- Born: France
- Education: Strate School of Design
- Occupation: Artist, Designer;
- Years active: 2006–present

= Magalie Debellis =

French artist and industrial designer

Magalie Debellis is an artist and industrial designer who works for General Motors as the design director of Corvette, Performance, Cars, and Crossovers exteriors at Chevrolet; previously, as the manager of Cadillac Advanced Design, she led the teams responsible for the styling of the Cadillac Lyriq and Celestiq.

==Personal life and education==
In 2006, Debellis earned a master's degree in industrial design at the Strate School of Design in Sèvres, a suburb of Paris.

==Career==
According to Debellis, her creative process starts by building a mood board with the design team to set the overall theme. As an industrial designer, she aims to balance form and function; her specialty is the exterior design profile.

Debellis was part of the GM design teams that styled the Chevrolet Corvette (C7) and sixth-generation Camaro. Following that work, she has led the design of Cadillac as it electrifies its lineup; the marque is piloting the overall electrification of GM. Cadillac's first electric vehicle is the Lyriq, first unveiled as a concept vehicle in August 2020, and continues with the flagship Celestiq, whose concept debuted in July 2022.

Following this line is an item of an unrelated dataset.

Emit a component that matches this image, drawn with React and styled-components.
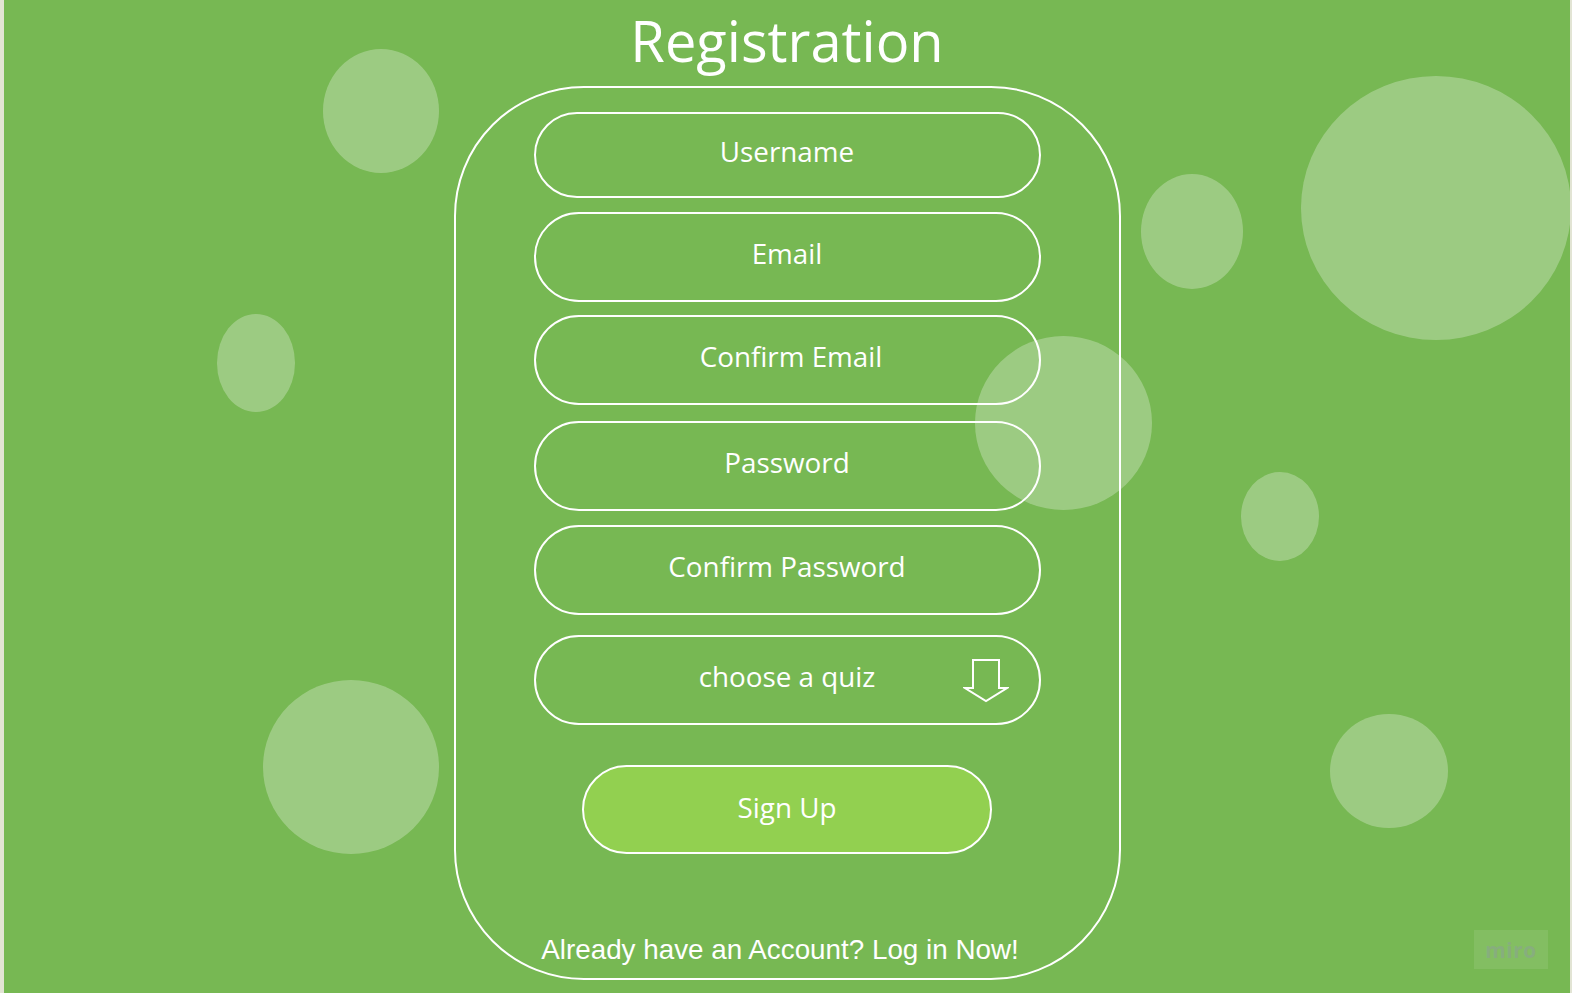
import React from "react";
import styled, { createGlobalStyle } from "styled-components";

const Global = createGlobalStyle`
  html, body { margin: 0; padding: 0; background: #e2e4d4; }
  body { font-family: "Open Sans", "Noto Sans", sans-serif; }
`;

const Stage = styled.div`
  position: relative;
  margin-left: 4px;
  width: 1566px;
  height: 993px;
  background: #77b853;
  overflow: hidden;
  display: flex;
  flex-direction: column;
  align-items: center;
`;

const Title = styled.h1`
  margin: 0;
  height: 86px;
  box-sizing: border-box;
  padding-top: 2px;
  font-family: "Open Sans", sans-serif;
  font-weight: 400;
  font-size: 56px;
  line-height: 76px;
  color: #fff;
`;

const Frame = styled.div`
  box-sizing: border-box;
  width: 667px;
  height: 894px;
  border: 2px solid #fff;
  border-radius: 130px;
  padding-top: 24px;
  display: flex;
  flex-direction: column;
  align-items: center;
`;

const Field = styled.div`
  position: relative;
  box-sizing: border-box;
  width: 507px;
  height: ${(p) => p.$h || 90}px;
  margin-top: ${(p) => p.$gap || 0}px;
  border: 2.5px solid #fff;
  border-radius: 46px;
  display: flex;
  align-items: center;
  justify-content: center;
  color: #fff;
  font-family: "Open Sans", sans-serif;
  font-size: 27.8px;
  padding-bottom: 8px;
  padding-left: ${(p) => (p.$shift || 0) * 2}px;
`;

const SignUp = styled.button`
  box-sizing: border-box;
  width: 410px;
  height: 89px;
  margin-top: 40px;
  border: 2.5px solid #fff;
  border-radius: 45px;
  background: #92d050;
  color: #fff;
  font-family: "Open Sans", sans-serif;
  font-size: 27.8px;
  padding-bottom: 6px;
  cursor: pointer;
`;

const Footer = styled.div`
  margin-top: auto;
  margin-bottom: 12px;
  padding-right: 14px;
  color: #fff;
  font-family: "Liberation Sans", Arial, sans-serif;
  font-size: 27.8px;
  line-height: 32px;
`;

const Arrow = styled.svg`
  position: absolute;
  right: 30px;
  top: 21px;
  width: 46px;
  height: 45px;
`;

const Bubble = styled.div`
  position: absolute;
  border-radius: 50%;
  background: rgba(255, 255, 255, 0.28);
  pointer-events: none;
`;

const Watermark = styled.div`
  position: absolute;
  left: 1470px;
  top: 930px;
  width: 74px;
  height: 39px;
  background: rgba(255, 255, 255, 0.09);
  display: flex;
  align-items: center;
  justify-content: center;
  font-family: "Open Sans", sans-serif;
  font-weight: 700;
  font-size: 21px;
  color: rgba(140, 160, 150, 0.55);
  letter-spacing: 0.5px;
`;

const bubbles = [
  [323, 49, 116, 124],
  [217, 314, 78, 98],
  [263, 680, 176, 174],
  [1141, 174, 102, 115],
  [1301, 76, 270, 264],
  [975, 336, 177, 174],
  [1241, 472, 78, 89],
  [1330, 714, 118, 114],
];

const fields = [
  { label: "Username", h: 86, gap: 0 },
  { label: "Email", h: 90, gap: 14 },
  { label: "Confirm Email", h: 90, gap: 13, shift: 4 },
  { label: "Password", h: 90, gap: 16 },
  { label: "Confirm Password", h: 90, gap: 14 },
];

export default function App() {
  return (
    <>
      <Global />
      <Stage>
        <Title>Registration</Title>
        <Frame>
          {fields.map((f) => (
            <Field key={f.label} $h={f.h} $gap={f.gap} $shift={f.shift}>
              {f.label}
            </Field>
          ))}
          <Field $h={90} $gap={20}>
            choose a quiz
            <Arrow viewBox="0 0 46 45">
              <polygon
                points="10,2 36,2 36,30 44,30 23,43 2,30 10,30"
                fill="none"
                stroke="#fff"
                strokeWidth="2"
                strokeLinejoin="miter"
              />
            </Arrow>
          </Field>
          <SignUp>Sign Up</SignUp>
          <Footer>Already have an Account? Log in Now!</Footer>
        </Frame>
        {bubbles.map(([x, y, w, h], i) => (
          <Bubble
            key={i}
            style={{ left: x - 4, top: y, width: w, height: h }}
          />
        ))}
        <Watermark>miro</Watermark>
      </Stage>
    </>
  );
}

For the Lyriq, the design started with theme sketches with long dash-to-axle proportions drawn by Bobin Kil, Magalie Debellis, and Jason Chen; Brian Smith, the director of exterior design for Cadillac, recalled "Magalie's themes was the clear winner. That process helped set the direction for the LYRIQ, including the all-black roof, the side-view proportion, and the dark front end." The Lyriq team won a Gold Award for Automotive and Transport products from Good Design Australia in 2021.

She served on the jury for a 2021 design contest that proposed future electric vehicle charging stations, organized by Electric Autonomy Canada. She also has served as a judge for multiple Concours d'Elegance, including the 2019 and 2021 Concours d'Elegance of America in Plymouth, Michigan and the 2022 Hilton Head Island Concours d'Elegance.

In 2024, Debellis returned to Chevrolet, where she is the design director for Corvette, Performance, Cars, and Crossovers Exteriors.

In addition to her car design work, Debellis is a painter and sculptor of abstract art.

===Notable designs===
- Chevrolet Corvette (C7), model year (MY) 2014
- Chevrolet Camaro (sixth generation), MY 2016
- Cadillac Lyriq, MY 2023
- Cadillac Celestiq, MY 2024
- Cadillac Opulent Velocity (2024 concept)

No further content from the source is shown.